Cluster may result in row may be else where placed when inserts are encountered. Materialized views may be created on OLTP database so that DW queries can use materialized views (instead of base tables).
Reverse index option when there is lots of contention for sequential insertion going to the same block. If data goes to same block, there is contention and results in waits. Reverse index eliminates this issue. Useful in a RAC environment. We can also “parallel” option to get index creation faster in a multi CPU environment.
For IOT tables, we need to specify IOT option at the time of table creation.
How to create a Cluster: Create a cluster, create a clustered index, add one or more tables to cluster.
To create a materialized view, have privileges for create any table and create any materialized view (explicit privileges are required on underlying table)
Fast Full Index scan: This does not guarantee getting values in any order, so do not expect an order while scanning an indexed table. Fast full index scan just reads all leaf nodes, instead of parsing up and down the tree.
If statistics are not available, Oracle uses dynamic sampling of data.
DB_FILE_MULTIBLOCK_READ_COUNT: Keep this a large number for DW databases.
SORT_AREA_SIZE: Determines maximum sort area for each session.
HASH_JOINED_ENABLED: For hash joins, typically used in OLTP databases
OPTIMIZER_INDEX_CACHING favors nested loops instead of hash joins or sort merge. Nested loops are efficient for one small table, another table having a large number of rows.
OPTIMIZER_INDEX_COST_ADJ: Parameter in favor or opposing index.
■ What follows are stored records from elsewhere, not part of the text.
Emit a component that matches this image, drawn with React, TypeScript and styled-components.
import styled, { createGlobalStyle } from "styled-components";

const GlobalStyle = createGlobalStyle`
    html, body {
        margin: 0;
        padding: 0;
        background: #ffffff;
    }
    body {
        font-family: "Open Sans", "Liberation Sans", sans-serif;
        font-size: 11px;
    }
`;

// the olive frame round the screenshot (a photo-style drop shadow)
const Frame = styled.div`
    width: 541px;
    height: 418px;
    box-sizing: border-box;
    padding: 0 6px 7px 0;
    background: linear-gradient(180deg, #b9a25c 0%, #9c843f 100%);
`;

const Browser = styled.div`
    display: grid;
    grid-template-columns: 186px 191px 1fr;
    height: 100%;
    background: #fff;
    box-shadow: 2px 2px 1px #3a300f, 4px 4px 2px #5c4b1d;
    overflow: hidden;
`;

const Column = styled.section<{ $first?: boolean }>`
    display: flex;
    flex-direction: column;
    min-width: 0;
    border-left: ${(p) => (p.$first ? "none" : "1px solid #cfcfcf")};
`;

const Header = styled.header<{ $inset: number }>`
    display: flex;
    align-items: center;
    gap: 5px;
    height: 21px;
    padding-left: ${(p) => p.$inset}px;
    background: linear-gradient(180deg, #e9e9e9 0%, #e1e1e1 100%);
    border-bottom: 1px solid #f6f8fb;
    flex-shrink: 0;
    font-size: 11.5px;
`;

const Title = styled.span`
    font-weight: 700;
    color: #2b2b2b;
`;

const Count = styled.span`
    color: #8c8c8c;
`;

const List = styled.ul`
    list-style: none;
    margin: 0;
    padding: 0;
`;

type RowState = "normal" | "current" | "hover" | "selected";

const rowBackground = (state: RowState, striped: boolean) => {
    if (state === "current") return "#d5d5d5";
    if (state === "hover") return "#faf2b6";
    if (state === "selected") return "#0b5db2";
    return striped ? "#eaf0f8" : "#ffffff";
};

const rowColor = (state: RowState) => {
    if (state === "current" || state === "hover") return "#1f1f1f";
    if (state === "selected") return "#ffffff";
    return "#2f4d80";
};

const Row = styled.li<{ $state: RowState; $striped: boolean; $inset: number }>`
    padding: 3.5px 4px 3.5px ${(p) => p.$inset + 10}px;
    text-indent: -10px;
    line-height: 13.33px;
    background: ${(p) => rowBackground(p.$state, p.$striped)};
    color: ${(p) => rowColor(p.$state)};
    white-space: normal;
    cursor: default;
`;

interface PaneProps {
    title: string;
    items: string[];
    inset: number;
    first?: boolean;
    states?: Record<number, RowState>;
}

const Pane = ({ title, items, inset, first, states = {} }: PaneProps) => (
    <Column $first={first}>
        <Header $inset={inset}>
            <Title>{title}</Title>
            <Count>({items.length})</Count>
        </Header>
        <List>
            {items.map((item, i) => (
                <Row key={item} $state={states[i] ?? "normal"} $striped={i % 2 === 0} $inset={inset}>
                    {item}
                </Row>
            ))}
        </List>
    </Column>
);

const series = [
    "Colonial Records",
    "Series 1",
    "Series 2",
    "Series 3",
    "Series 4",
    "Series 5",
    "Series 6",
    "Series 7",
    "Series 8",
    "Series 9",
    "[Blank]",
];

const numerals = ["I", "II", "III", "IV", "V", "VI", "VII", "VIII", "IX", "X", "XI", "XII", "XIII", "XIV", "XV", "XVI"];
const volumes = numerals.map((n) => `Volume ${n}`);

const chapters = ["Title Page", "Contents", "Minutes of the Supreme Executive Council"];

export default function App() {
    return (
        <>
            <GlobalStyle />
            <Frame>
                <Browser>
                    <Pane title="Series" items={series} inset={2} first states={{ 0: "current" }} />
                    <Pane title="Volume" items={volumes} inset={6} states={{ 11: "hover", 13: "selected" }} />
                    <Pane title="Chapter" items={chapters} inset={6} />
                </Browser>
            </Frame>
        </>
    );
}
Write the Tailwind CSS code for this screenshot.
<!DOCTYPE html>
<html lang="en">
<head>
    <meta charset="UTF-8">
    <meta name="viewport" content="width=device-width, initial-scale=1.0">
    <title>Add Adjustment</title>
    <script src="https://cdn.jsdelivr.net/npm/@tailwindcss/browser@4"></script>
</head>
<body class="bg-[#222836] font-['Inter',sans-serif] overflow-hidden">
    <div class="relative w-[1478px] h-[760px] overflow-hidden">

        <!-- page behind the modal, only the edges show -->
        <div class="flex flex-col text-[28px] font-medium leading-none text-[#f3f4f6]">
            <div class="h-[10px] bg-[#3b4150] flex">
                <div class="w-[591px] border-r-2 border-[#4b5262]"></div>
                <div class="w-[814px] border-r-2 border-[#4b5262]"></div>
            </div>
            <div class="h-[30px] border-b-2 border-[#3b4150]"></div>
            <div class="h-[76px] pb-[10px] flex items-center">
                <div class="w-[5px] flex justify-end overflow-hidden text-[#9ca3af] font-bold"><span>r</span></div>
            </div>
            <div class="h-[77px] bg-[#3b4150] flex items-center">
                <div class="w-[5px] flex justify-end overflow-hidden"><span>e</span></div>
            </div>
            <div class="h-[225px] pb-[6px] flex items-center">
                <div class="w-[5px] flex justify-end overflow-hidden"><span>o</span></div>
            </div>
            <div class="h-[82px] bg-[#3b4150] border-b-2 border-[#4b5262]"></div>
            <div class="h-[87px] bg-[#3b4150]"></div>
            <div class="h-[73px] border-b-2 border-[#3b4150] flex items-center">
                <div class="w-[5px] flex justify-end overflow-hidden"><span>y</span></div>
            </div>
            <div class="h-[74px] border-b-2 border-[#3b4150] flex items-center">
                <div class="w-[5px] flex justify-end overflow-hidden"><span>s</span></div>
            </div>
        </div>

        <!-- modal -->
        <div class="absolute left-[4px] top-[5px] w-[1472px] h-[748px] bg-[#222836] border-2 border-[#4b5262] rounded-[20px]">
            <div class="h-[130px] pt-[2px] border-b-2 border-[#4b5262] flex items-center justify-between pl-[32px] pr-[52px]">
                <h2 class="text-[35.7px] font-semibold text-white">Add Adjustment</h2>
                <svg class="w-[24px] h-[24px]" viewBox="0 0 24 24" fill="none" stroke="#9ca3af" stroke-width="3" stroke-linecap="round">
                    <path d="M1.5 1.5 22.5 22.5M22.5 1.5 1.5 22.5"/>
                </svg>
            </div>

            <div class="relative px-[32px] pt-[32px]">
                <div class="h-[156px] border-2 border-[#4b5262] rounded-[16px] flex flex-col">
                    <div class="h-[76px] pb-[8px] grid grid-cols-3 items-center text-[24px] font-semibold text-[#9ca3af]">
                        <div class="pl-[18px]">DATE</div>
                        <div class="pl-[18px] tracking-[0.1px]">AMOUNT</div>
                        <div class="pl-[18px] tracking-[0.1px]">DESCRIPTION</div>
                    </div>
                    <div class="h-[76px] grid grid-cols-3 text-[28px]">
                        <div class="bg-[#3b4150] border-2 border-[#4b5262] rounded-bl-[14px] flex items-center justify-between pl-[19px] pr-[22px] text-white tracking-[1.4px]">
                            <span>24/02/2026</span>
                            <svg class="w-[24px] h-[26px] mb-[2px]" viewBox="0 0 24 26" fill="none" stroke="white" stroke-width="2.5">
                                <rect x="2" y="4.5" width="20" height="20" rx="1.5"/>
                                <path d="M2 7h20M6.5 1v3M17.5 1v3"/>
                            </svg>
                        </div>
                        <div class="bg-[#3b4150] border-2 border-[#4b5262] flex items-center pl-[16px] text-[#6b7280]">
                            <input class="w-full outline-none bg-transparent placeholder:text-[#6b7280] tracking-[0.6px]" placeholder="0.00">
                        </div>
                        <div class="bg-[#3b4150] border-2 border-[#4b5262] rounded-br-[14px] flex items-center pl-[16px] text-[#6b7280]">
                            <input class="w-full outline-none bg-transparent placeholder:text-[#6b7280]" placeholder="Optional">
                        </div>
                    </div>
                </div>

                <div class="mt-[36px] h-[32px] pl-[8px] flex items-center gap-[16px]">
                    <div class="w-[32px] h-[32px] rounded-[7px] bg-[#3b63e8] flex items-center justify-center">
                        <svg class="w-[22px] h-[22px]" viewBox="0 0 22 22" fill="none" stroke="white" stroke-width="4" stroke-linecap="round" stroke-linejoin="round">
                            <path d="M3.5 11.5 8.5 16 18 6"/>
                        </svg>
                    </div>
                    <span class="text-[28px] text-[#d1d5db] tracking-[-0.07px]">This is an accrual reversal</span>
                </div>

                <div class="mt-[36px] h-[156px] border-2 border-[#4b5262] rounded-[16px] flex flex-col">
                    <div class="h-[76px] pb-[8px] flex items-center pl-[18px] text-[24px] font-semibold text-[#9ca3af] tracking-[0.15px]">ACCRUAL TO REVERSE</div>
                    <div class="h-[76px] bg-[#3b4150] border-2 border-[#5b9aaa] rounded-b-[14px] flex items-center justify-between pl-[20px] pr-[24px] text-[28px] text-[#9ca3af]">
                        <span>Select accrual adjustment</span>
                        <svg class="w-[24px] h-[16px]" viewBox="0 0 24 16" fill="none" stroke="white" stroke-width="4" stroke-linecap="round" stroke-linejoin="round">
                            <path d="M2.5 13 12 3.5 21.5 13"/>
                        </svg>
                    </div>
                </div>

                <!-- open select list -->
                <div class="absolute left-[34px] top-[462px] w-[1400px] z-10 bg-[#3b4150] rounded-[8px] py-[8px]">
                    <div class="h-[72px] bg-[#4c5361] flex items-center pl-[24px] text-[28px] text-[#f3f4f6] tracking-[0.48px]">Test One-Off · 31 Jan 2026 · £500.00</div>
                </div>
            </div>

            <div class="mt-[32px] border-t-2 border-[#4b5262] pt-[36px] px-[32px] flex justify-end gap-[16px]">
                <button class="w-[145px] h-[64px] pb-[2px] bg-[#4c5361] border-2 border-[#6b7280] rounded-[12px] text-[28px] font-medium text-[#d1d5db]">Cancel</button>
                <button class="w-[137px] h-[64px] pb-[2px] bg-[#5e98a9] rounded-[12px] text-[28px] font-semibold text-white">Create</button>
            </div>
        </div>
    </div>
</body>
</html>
If this value is set (to high?), it is likely to do full tables scans, instead of using an index.
OPTIMIZER_MAX_PERMUTATIONS: To have in a limited permutations computations.
Performance tuning: start with wait events (from OEM) or spotlight. Statspack allows snapshots at different times for comparison; statspack stores all information in its own schema and its own tablespace (perfstat), it has to be run on the database server, can not be executed from client;
Histograms give a better statistics for values that are spread out; To generate histograms, use ‘analyze table table_name compute statistics for columns col_name’;
DBMS statistics can be used to collect statistics for table, NOT for indexes (meaning, in parallel?) or clusters. DBMS stats runs in parallel. Since DBMS generates for CBO, it includes rows, blocks, etc., but not chained rows. We can gather statistics for Tables, indexes, schema, database or system.
Set first rows in Oracle for CRM applications or interactive applications. Cursor sharing to force and set timed_statistics to true. Time statistics measures wait events and has minimum impact on database performance.
Most database implementations use dedicated servers (as opposed to shared servers, which support connection pooling). This is not a concern as most application servers support connection pooling any way. Only thing that affects in a major way is that if user is away and a session is inactive, it still uses resources.